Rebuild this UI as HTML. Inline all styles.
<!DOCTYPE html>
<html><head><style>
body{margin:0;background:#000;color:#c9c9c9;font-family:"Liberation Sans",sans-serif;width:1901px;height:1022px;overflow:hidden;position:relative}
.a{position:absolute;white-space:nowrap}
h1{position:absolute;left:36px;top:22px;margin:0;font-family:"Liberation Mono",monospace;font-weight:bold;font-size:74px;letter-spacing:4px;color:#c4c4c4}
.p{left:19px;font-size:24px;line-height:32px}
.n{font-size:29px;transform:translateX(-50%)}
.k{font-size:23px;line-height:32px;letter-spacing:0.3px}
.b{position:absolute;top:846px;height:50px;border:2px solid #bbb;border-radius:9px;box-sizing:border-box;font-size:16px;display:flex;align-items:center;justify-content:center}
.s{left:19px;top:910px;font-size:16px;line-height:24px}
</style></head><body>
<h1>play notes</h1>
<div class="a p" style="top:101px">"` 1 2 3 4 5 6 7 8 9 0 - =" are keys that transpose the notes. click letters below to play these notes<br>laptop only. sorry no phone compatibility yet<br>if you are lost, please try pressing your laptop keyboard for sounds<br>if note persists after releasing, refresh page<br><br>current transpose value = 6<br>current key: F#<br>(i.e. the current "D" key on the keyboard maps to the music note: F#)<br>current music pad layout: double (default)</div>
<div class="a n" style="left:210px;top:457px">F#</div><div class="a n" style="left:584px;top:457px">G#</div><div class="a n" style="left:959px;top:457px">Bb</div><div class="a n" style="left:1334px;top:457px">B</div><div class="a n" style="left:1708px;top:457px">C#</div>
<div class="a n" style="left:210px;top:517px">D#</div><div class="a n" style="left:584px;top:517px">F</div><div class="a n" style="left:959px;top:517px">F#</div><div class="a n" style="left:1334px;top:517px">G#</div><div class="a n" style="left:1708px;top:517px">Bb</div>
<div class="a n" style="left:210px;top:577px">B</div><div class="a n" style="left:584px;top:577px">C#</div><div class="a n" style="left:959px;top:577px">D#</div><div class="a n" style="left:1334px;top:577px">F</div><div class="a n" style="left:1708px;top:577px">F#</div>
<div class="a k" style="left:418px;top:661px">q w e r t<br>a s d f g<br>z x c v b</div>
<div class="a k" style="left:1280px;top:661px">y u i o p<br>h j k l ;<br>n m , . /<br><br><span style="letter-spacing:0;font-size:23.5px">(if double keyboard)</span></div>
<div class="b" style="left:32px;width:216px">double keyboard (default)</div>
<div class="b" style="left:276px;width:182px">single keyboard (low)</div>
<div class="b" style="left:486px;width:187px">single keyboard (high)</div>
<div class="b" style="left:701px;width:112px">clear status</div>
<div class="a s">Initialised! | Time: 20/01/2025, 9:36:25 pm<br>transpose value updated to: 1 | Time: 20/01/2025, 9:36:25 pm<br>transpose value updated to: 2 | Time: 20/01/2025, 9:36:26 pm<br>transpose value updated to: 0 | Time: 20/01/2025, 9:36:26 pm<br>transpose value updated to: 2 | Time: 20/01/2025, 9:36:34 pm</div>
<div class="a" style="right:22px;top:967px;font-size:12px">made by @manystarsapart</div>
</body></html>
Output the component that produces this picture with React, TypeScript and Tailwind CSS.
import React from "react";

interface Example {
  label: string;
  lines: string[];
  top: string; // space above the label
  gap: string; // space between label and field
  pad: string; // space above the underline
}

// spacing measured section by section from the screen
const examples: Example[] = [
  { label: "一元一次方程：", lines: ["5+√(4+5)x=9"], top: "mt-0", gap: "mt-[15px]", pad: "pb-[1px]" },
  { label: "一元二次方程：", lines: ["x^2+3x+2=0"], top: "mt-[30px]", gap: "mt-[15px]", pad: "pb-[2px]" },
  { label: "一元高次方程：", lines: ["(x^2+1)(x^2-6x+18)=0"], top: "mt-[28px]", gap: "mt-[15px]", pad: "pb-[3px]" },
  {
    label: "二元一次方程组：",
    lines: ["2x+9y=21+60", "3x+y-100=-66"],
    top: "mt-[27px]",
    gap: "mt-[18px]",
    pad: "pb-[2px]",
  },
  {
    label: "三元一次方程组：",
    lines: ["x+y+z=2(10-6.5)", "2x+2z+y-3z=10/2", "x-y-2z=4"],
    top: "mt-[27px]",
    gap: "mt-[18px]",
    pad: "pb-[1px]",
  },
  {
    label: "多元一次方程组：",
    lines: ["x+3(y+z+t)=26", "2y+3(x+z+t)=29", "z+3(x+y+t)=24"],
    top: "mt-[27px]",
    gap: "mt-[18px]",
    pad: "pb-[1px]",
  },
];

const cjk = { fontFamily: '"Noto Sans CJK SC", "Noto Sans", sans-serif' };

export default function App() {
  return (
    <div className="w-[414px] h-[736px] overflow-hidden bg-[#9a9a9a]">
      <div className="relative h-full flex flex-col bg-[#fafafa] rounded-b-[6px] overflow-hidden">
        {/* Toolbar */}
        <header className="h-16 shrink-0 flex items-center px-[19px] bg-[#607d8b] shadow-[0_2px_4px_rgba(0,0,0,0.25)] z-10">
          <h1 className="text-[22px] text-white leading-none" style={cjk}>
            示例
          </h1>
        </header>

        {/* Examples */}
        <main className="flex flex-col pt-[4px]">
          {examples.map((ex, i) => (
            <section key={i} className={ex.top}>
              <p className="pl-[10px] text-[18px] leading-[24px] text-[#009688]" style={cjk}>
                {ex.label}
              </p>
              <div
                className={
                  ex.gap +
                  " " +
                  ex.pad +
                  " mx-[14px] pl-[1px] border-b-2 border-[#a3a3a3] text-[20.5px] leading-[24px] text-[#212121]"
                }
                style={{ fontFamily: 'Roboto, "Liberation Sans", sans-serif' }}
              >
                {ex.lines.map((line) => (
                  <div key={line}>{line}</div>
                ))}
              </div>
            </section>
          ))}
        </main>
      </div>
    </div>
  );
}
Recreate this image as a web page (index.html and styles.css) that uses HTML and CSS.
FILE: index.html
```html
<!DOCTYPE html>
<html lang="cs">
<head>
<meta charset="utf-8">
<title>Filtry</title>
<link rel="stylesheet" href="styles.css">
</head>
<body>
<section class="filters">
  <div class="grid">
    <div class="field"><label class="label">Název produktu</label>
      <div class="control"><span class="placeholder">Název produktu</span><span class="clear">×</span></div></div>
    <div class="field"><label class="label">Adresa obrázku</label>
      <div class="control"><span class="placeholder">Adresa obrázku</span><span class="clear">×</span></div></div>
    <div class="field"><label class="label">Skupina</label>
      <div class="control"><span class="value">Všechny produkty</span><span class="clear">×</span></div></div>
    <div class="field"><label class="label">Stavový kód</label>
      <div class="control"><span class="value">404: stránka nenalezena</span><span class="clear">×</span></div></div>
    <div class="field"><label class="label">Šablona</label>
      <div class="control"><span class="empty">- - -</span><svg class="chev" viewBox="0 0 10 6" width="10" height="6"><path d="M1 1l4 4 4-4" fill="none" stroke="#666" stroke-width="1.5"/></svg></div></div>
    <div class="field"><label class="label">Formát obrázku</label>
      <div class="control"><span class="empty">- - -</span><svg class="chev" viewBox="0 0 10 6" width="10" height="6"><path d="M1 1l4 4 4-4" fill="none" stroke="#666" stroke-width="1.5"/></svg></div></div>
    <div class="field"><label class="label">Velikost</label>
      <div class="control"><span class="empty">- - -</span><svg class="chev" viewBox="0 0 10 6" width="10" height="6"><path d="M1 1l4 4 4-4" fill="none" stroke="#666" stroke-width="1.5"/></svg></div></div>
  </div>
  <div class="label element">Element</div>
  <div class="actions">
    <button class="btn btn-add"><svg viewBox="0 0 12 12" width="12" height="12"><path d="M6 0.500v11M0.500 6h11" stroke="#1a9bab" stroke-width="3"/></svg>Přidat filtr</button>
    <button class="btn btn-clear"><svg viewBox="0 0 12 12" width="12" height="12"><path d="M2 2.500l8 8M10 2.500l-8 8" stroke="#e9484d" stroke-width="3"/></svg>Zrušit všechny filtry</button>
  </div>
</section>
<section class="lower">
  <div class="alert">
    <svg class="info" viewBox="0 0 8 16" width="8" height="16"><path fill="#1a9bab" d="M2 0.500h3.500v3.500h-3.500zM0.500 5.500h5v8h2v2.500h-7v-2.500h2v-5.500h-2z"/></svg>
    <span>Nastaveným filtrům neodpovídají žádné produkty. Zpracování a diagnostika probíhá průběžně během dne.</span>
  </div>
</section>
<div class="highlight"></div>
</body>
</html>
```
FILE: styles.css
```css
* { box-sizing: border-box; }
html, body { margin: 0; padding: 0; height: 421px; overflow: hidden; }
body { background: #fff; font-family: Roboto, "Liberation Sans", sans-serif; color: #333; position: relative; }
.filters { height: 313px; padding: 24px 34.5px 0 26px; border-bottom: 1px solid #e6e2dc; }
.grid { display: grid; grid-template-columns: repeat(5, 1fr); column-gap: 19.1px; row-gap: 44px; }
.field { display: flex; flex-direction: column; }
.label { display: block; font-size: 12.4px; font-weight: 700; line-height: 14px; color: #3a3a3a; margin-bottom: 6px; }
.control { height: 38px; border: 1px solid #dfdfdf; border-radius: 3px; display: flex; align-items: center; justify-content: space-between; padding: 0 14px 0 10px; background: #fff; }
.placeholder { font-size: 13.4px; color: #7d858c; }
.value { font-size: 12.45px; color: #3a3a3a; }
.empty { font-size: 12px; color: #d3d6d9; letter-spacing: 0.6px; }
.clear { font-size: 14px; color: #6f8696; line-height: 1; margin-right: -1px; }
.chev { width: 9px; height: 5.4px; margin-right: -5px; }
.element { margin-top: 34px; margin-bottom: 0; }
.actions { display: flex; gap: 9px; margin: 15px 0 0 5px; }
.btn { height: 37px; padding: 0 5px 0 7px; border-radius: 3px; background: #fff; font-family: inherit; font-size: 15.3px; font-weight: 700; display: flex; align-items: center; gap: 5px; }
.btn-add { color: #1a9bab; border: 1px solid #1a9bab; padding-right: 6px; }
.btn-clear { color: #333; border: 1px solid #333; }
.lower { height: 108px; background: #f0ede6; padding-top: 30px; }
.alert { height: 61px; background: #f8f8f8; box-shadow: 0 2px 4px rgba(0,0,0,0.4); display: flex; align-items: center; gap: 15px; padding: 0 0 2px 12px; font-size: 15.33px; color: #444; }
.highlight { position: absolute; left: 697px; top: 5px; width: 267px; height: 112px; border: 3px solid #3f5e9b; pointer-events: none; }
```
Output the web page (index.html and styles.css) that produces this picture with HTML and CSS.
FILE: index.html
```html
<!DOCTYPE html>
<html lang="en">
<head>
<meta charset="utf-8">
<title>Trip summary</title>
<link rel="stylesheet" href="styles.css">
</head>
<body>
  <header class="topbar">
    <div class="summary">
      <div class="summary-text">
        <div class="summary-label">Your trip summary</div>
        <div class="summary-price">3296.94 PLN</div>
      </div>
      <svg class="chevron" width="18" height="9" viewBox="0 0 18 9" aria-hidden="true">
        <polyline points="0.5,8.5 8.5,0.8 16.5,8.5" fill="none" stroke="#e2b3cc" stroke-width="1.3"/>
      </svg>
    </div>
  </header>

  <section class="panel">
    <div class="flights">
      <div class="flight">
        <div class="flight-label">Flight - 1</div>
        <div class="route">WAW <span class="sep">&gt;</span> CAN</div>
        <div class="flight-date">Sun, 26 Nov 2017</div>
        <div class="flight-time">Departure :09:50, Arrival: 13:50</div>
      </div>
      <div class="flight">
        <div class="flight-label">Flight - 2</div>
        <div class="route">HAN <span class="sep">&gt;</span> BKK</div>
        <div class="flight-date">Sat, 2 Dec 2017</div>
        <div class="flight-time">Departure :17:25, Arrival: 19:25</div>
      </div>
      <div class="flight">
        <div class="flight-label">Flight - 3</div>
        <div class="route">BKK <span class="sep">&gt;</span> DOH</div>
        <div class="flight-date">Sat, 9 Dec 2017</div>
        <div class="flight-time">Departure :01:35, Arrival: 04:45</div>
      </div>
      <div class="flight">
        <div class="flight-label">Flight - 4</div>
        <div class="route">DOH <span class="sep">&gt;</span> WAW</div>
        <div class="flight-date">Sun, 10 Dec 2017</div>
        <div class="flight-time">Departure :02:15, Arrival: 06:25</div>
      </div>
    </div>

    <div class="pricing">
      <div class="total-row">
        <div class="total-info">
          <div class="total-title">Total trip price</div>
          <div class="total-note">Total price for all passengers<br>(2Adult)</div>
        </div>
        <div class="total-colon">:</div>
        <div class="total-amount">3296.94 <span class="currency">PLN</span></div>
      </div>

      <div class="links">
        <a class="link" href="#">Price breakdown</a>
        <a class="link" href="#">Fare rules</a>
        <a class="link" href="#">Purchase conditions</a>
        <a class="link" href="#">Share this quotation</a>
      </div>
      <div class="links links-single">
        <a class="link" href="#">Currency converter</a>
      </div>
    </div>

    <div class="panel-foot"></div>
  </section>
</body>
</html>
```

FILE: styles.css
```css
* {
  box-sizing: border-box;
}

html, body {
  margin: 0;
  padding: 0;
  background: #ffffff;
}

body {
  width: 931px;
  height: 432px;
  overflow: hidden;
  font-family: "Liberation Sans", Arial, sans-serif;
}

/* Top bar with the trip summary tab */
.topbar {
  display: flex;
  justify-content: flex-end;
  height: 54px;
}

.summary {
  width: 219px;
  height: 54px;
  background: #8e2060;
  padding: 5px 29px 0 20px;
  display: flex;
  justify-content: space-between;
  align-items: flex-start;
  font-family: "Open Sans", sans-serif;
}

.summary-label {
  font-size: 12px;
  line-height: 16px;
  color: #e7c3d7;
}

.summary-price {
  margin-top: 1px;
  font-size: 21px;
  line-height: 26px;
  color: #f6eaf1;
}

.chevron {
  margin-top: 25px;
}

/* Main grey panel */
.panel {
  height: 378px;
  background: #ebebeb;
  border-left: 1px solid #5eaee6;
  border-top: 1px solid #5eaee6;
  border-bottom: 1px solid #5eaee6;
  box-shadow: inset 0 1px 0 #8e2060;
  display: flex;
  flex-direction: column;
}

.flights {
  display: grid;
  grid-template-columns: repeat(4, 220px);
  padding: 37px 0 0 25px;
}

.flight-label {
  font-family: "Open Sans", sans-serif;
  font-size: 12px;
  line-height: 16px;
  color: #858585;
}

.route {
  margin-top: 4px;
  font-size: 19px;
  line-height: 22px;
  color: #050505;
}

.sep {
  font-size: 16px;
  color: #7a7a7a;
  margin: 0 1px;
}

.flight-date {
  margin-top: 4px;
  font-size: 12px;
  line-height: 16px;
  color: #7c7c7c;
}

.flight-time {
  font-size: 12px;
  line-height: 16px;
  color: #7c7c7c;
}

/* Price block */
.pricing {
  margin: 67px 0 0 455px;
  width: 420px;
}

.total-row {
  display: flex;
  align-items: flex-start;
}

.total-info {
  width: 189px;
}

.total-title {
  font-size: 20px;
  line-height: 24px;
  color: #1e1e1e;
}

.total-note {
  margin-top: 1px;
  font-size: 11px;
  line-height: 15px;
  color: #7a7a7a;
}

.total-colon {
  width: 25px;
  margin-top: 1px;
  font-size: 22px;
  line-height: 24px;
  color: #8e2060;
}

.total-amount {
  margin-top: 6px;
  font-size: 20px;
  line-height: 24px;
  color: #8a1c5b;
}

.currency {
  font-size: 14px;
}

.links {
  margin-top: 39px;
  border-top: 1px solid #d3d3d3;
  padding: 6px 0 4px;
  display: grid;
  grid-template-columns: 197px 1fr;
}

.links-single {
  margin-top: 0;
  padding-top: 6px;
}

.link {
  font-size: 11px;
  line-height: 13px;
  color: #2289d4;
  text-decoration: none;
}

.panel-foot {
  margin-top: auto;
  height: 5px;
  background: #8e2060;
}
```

Written exercise: Select and copy each line from the data that includes the word "page".

Complete output:
<div class="a p" style="top:101px">"` 1 2 3 4 5 6 7 8 9 0 - =" are keys that transpose the notes. click letters below to play these notes<br>laptop only. sorry no phone compatibility yet<br>if you are lost, please try pressing your laptop keyboard for sounds<br>if note persists after releasing, refresh page<br><br>current transpose value = 6<br>current key: F#<br>(i.e. the current "D" key on the keyboard maps to the music note: F#)<br>current music pad layout: double (default)</div>
Recreate this image as a web page (index.html and styles.css) that uses HTML and CSS.
Output the web page (index.html and styles.css) that produces this picture with HTML and CSS.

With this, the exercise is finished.